Option B — Unique key prefix per worker (more explicit)
Prefix every cache key with the worker identity:
worker_prefix = f"rank{mpi_rank}_host{hostname_hash}"
cache_key = f"{worker_prefix}_{user_id}_req_{req_id:06d}"This keeps the same precomputed buffer but changes the XOR stamp per worker, which is sufficient to eliminate cross-worker dedup.
Recommendation
Option A (unique global_seed) is preferred because:
- It also diversifies the 256 MB precomputed noise buffer, giving true statistical independence between workers.
- It requires changes in only one place (benchmark initialization).
- It is transparent to all downstream key-derivation and stamping logic.

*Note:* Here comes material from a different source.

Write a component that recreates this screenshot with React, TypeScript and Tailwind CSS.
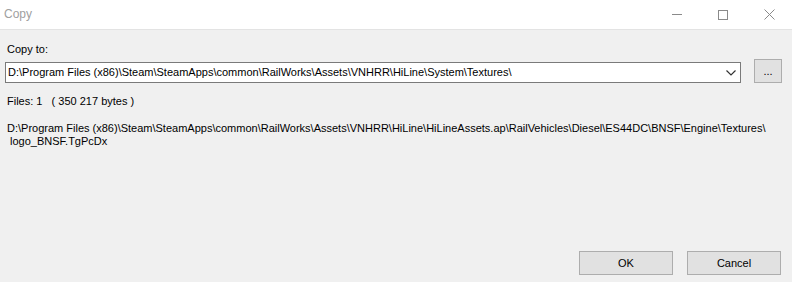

The --seed CLI argument (if added) should document that it sets the per-worker base seed, and that MPI rank is XOR'd in automatically so users can still get reproducible multi-worker runs by fixing --seed.
Notes
- Single-process runs are not affected — the current design is correct and the anti-dedup properties (no intra-entry or cross-entry block collisions) verified at 64 GB scale hold for single-process use.
- The fix does not change the on-disk format, the benchmark output schema, or any config file fields.
- This issue is distinct from the previously fixed 96.7% intra-entry dedup bug (commit
0aa9aee) — that was a single-process issue; this is a multi-process issue.